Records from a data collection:
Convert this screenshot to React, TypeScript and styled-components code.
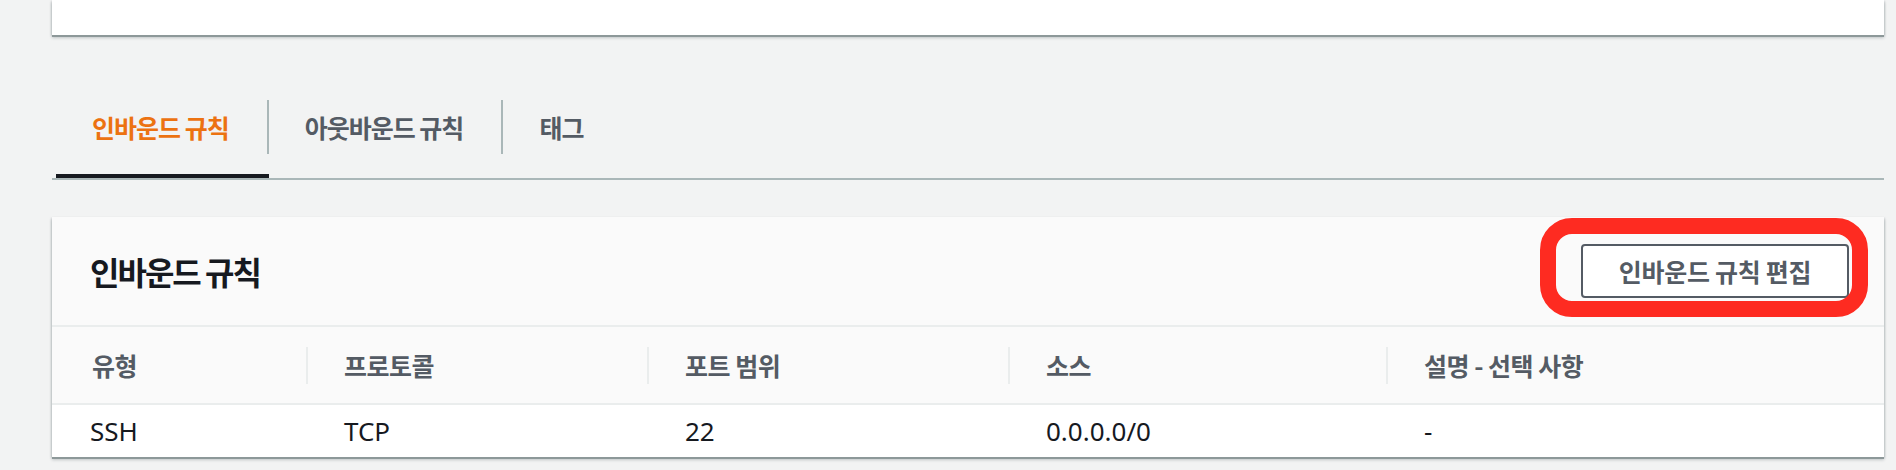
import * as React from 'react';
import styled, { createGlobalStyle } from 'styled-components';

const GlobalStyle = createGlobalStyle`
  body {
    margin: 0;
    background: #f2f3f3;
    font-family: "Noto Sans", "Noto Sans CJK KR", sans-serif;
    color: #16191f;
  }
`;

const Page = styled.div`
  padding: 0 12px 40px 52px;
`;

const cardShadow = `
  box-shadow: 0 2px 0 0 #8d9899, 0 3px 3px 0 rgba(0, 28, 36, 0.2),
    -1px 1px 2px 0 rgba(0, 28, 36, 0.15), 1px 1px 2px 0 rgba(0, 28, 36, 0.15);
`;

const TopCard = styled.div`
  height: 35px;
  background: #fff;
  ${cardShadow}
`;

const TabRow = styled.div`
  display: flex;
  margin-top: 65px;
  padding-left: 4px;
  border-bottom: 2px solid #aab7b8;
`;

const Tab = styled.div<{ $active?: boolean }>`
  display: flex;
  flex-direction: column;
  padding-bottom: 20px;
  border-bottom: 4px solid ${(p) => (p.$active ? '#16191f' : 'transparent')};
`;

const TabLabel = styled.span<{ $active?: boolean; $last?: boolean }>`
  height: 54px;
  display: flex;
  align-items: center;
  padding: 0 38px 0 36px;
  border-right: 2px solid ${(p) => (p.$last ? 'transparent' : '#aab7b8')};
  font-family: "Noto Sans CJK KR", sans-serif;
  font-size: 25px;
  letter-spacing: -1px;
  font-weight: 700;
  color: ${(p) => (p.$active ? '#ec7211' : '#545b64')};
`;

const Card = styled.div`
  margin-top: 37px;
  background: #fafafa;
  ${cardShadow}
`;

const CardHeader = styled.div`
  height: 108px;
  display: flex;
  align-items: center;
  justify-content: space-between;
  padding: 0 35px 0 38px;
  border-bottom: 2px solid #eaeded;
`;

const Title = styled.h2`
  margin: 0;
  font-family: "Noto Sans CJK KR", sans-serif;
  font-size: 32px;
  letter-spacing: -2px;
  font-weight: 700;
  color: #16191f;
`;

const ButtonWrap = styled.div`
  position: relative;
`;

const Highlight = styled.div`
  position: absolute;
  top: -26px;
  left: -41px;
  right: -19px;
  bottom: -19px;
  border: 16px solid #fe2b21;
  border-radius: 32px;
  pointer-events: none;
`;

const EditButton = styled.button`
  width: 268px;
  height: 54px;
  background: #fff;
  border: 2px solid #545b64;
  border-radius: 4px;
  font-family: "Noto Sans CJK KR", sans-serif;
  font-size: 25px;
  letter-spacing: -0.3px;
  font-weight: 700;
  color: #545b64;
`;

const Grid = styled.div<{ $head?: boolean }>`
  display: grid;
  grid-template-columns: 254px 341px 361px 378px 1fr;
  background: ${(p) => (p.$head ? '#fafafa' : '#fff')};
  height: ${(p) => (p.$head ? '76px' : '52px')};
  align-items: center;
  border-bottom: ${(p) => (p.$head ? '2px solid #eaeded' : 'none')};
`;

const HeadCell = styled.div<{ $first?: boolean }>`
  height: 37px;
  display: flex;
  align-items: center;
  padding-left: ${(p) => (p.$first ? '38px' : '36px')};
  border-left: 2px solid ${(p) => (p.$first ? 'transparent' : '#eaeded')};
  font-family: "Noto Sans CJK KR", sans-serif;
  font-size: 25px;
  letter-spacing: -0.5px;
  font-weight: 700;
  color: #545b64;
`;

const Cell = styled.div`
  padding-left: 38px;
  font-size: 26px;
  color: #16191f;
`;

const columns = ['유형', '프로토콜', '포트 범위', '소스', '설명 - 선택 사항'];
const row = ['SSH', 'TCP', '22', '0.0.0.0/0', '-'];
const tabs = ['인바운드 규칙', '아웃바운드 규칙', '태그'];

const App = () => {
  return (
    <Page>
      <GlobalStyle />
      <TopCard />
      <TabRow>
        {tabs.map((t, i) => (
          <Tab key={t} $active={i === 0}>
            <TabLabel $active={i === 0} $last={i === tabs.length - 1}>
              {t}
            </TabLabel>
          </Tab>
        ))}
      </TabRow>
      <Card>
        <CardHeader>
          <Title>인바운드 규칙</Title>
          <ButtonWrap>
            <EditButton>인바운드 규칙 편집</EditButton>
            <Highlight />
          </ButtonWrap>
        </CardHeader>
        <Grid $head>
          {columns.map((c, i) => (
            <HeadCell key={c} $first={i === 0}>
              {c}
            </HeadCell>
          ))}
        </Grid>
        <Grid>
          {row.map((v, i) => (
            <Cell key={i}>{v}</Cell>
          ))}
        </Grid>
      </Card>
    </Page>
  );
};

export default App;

==

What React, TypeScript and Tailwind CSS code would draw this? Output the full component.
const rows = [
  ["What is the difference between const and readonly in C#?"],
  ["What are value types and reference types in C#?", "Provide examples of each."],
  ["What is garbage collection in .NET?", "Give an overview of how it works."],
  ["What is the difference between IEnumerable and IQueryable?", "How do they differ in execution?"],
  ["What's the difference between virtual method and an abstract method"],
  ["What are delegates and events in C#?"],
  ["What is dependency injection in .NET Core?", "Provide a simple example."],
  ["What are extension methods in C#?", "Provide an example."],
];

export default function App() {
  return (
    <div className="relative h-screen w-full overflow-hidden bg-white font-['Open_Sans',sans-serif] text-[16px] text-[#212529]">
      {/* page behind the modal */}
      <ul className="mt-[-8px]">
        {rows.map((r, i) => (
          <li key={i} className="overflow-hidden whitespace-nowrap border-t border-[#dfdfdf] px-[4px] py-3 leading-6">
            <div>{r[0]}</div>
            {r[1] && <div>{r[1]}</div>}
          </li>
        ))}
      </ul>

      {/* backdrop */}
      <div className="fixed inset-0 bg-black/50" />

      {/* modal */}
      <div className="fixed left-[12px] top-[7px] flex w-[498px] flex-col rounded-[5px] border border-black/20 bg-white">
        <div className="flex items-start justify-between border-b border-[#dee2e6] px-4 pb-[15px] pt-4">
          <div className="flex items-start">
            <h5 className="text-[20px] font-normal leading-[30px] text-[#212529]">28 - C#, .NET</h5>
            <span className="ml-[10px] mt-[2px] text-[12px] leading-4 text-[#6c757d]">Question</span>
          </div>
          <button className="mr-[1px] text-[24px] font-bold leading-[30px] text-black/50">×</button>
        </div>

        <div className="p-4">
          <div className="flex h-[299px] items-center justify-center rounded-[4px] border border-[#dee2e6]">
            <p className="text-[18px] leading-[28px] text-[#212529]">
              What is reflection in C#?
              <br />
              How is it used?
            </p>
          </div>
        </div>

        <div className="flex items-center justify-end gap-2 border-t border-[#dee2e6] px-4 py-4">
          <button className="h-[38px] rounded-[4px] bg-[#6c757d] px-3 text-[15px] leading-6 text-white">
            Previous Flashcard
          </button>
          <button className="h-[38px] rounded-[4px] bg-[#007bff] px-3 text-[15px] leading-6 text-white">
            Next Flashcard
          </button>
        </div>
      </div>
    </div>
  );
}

Set problem:
Give only the count of lines in which the string "React" appears.

Task response:
3